Rather than blocking new ideas due to regulatory constraints, his approach is to help teams design solutions that deliver customer value while remaining compliant.
For instance, when Aviva explored integrating health data from fitness apps into its wellness-driven product strategy, concerns emerged about the validity of user-generated data.
Instead of rejecting the idea, the risk team worked with product and technology teams to design a tiered rewards model where verified health data earns higher benefits.
“That is how risk should shape strategy — by solving problems creatively, not just identifying them,” he says.
The overlooked risk: Third-party dependencies
Operational resilience is another area gaining urgency as insurers rely heavily on digital ecosystems.
While organisations often focus on protecting their own systems, Banka believes the bigger threat lies in third-party concentration risk.
Modern insurers depend on a complex network of cloud providers, API platforms, payment gateways, and healthcare partners. If any critical partner experiences an outage, insurers may be unable to serve customers.
“You cannot outsource a process and assume you have outsourced the risk,” Banka warns.
To address this, organisations must map critical dependencies, conduct scenario planning for cascading failures, and embed resilience criteria into vendor selection and architecture decisions.
Building trust in India’s digital insurance market
In India’s rapidly digitising insurance landscape, consumer trust remains fragile despite widespread digital adoption.
Banka believes insurers must adopt a “phygital” model to bridge this gap.
While purchasing insurance digitally should be seamless, the claims experience — often the most emotional interaction customers have with insurers — must prioritise empathy and human engagement.
“You can automate many things, but empathy is not one of them — at least not yet,” he says.
Transparency is equally important. When customers can buy policies within minutes but face unexpected delays or documentation requirements during claims, trust collapses quickly.
“Trust is built when the digital promise matches the real-world service experience,” Banka explains.
Preparing for the next wave of risk
Looking ahead, Banka believes some of the most significant risks insurers face are still emerging and not yet fully reflected in traditional dashboards.
One major concern is the intersection of climate change and health risks. Rising temperatures, shifting disease patterns, and pollution could significantly alter long-term mortality and morbidity trends in India.
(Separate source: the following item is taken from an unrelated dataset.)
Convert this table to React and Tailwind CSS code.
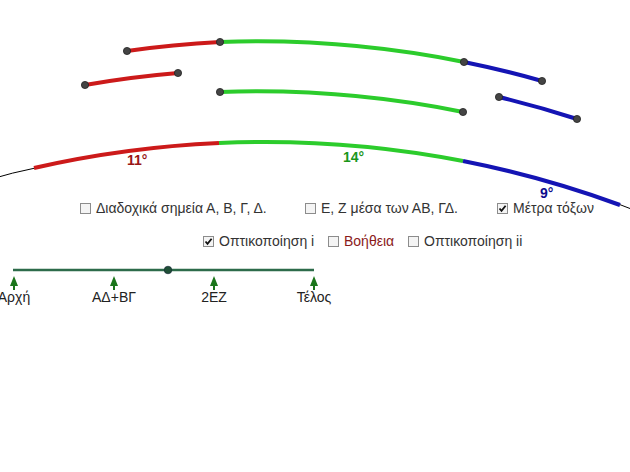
import React from 'react';

const R = 1039;

// coloured arcs of the construction: [x1, y1, x2, y2, colour]
const arcs = [
  [127, 51, 220, 42, '#cc1a1a'],
  [220, 42, 464, 62, '#2ccc2c'],
  [464, 62, 542, 81, '#1414b4'],
  [85, 85, 178, 73, '#cc1a1a'],
  [220, 92, 463, 112, '#2ccc2c'],
  [499, 97, 577, 119, '#1414b4'],
  [34, 168, 219, 143, '#cc1a1a'],
  [219, 143, 463, 161, '#2ccc2c'],
  [463, 161, 620, 205, '#1414b4'],
];

const points = [
  [127, 51], [220, 42], [464, 62], [542, 81],
  [85, 85], [178, 73], [220, 92], [463, 112],
  [499, 97], [577, 119],
];

const ticks = [
  { x: 14, label: 'Αρχή' },
  { x: 114, label: 'ΑΔ+ΒΓ' },
  { x: 214, label: '2ΕΖ' },
  { x: 314, label: 'Τέλος' },
];

const Box = ({ checked }) => (
  <span className="w-[11px] h-[11px] border border-[#8c8c8c] bg-[#f4f4f4] flex items-center justify-center shrink-0">
    {checked && (
      <svg width="9" height="9" viewBox="0 0 9 9">
        <path d="M1.5 4.5 L3.5 6.8 L7.6 1.8" fill="none" stroke="#111" strokeWidth="1.8" />
      </svg>
    )}
  </span>
);

const Check = ({ x, y, label, checked, red }) => (
  <label
    className={`absolute flex items-center gap-[5px] text-[14px] leading-none ${red ? 'text-[#8b1a1a]' : 'text-[#333333]'}`}
    style={{ left: x, top: y }}
  >
    <Box checked={checked} />
    <span>{label}</span>
  </label>
);

export default function App() {
  return (
    <div className="relative w-[630px] h-[472px] bg-white overflow-hidden" style={{ fontFamily: '"Liberation Sans", Arial, sans-serif' }}>
      <svg className="absolute inset-0" width="630" height="472">
        <circle cx="265" cy="1181" r={R} fill="none" stroke="#000" strokeWidth="1" />
        {arcs.map(([x1, y1, x2, y2, c], i) => (
          <path key={i} d={`M${x1} ${y1} A${R} ${R} 0 0 1 ${x2} ${y2}`} fill="none" stroke={c} strokeWidth="4" />
        ))}
        {points.map(([x, y], i) => (
          <circle key={i} cx={x} cy={y} r="3.6" fill="#444" stroke="#222" strokeWidth="0.8" />
        ))}
        <g fontWeight="bold" fontSize="14" fontFamily='"Liberation Sans", Arial, sans-serif'>
          <text x="127" y="165" fill="#991515">11°</text>
          <text x="343" y="162" fill="#1a961a">14°</text>
          <text x="540" y="198" fill="#0c0c8c">9°</text>
        </g>

        {/* slider */}
        <line x1="13" y1="270" x2="314" y2="270" stroke="#2d6b4a" strokeWidth="2.5" />
        <circle cx="168" cy="270" r="3.8" fill="#1f4f36" stroke="#123" strokeWidth="0.6" />
        {ticks.map(t => (
          <g key={t.x} fill="#1b761b">
            <polygon points={`${t.x - 4},286 ${t.x},276 ${t.x + 4},286`} />
            <rect x={t.x - 1} y="285" width="2" height="5" />
            <text x={t.x} y="302" textAnchor="middle" fontSize="14" fill="#222" fontFamily='"Liberation Sans", Arial, sans-serif'>{t.label}</text>
          </g>
        ))}
      </svg>

      <Check x={80} y={201} label="Διαδοχικά σημεία Α, Β, Γ, Δ." />
      <Check x={305} y={201} label="Ε, Ζ μέσα των ΑΒ, ΓΔ." />
      <Check x={497} y={201} label="Μέτρα τόξων" checked />
      <Check x={203} y={234} label="Οπτικοποίηση i" checked />
      <Check x={328} y={234} label="Βοήθεια" red />
      <Check x={408} y={234} label="Οπτικοποίηση ii" />
    </div>
  );
}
Another emerging vulnerability lies in the growing interconnectedness of digital infrastructure.
As insurers increasingly rely on shared cloud platforms, AI tools, and third-party data sources, the risk of correlated failures grows. A systemic disruption in one widely used platform could cascade across multiple insurers simultaneously.
To prepare for these future threats, Banka argues that organisations must broaden their risk horizon beyond immediate operational metrics.
“Risk management today is not just about protecting what exists,” he says. “It is about anticipating what could reshape the industry tomorrow.”